The signing of binaries is a part of adult developer life, and is certainly required for the platforms you mention as well.

Unquestionably, battery life on 4090-based laptops sucks on a good day, and if you're working long hours, the last thing you want to have to do is park yourself next to your 350W adapter just to get basic work done.



>specially when you consider that any ecosystem that optimizes software and hardware together (from embedded devices all the way to general-purpose computing machines) is generally going to perform well, given the appropriate engineering focus.

Very much not true. Not to make this personal, but this is exactly what Im talking about Apple fans not understanding hardware.

Linux has been through the ringer of fighting its way to general use, and because of its open source nature and constant development. So in terms of working well, it has been optimized for hardware WAY further than Apple, which is why you find it on servers, personal desktops, phones, portable gaming devices, and even STM32 Cortex bldc control boards, all of which run different hardware.

Apple doesn't optimize for general use, it optimizes for a specific business case. In the case of Apple silicon, it was purely battery life which brings more people in to the ecosystem. Single core performance is on par with all the other chips, because the instruction set doesn't actually matter (https://chipsandcheese.com/2021/07/13/arm-or-x86-isa-doesnt-...), multi core is behind, Mac Os software is still a pile of junk (Rosetta still isn't good across the board), computers are not repairable, you have no privacy since Apple collects a shitload of telemetry for themselves, e.t.c and so on.
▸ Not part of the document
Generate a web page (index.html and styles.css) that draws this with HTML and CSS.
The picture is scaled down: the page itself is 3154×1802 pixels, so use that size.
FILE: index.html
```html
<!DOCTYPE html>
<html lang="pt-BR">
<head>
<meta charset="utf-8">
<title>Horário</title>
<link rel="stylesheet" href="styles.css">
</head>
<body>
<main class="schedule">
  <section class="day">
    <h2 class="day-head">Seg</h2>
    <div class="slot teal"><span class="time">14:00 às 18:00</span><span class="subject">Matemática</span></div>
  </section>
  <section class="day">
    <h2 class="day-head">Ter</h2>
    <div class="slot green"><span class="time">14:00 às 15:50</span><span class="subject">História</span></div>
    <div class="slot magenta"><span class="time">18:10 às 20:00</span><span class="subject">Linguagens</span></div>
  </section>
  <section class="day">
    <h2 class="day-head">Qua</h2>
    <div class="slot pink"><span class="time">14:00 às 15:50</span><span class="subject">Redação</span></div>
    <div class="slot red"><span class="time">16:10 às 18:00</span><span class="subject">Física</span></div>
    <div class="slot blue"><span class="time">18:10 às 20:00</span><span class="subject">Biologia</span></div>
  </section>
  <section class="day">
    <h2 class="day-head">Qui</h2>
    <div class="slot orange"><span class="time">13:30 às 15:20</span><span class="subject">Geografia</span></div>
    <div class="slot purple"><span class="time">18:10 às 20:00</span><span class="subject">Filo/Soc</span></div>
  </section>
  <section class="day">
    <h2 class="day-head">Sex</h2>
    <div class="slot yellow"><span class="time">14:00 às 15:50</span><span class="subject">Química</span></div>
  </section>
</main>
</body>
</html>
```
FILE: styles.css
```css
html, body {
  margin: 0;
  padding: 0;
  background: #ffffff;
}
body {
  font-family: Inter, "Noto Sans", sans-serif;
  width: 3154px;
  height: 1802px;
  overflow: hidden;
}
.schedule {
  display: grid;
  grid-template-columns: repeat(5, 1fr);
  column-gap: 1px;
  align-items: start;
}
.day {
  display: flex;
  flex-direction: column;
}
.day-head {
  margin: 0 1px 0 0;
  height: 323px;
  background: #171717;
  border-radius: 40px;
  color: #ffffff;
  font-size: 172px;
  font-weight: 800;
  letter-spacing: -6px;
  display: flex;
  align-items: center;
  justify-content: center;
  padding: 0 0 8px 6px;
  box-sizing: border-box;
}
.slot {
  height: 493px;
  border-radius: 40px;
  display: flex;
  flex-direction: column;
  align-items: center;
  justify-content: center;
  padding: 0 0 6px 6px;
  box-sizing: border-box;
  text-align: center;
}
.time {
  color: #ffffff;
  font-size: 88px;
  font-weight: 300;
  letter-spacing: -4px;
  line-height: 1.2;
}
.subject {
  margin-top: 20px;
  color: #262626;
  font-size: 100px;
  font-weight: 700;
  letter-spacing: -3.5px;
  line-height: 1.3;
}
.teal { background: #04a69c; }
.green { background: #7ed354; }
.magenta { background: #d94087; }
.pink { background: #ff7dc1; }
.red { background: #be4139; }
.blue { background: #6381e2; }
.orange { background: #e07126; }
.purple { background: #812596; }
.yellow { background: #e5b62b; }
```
And, Apple has no incentive to make any of this better - prior to Apple Silicon, people were still buying Intel Macs with worse specs and performance for the same price, all for the ecosystem and vanity. And not only was the Macos still terrible (and much slower), you also had hardware failures like plugging in a wrong USBC hub would blow the chip and brick your Mac, butterfly keyboards failing, and questionable decisions like virtual esc keys.
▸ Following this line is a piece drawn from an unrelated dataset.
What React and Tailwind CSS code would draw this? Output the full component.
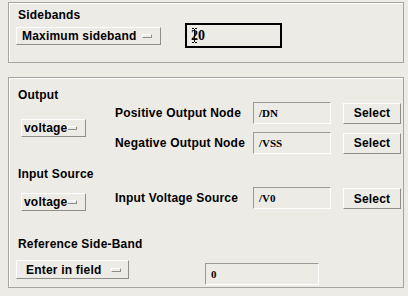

>The signing of binaries is a part of adult developer life,

...for professional use, and the private key holder should be the person who wrote that software. I hope you understand how ridiculous it is to ask a developer to sign code using the manufacturers key to allow them to run that code on a machine that they own.

>Unquestionably, battery life on 4090-based laptops sucks on a good day,

Well yea, but you are not buying that laptop for battery life. Also, with Ryzen cpus and 4090s, most get like 6-8 hours depending on use due to Nvidia Prime, which is pretty good for travel, especially if you have a backpack with a charging brick.

If you want portability, there are plenty of lighter weight option like Lenovo Yoga which can get 11-12 hours of battery life for things like web browsing.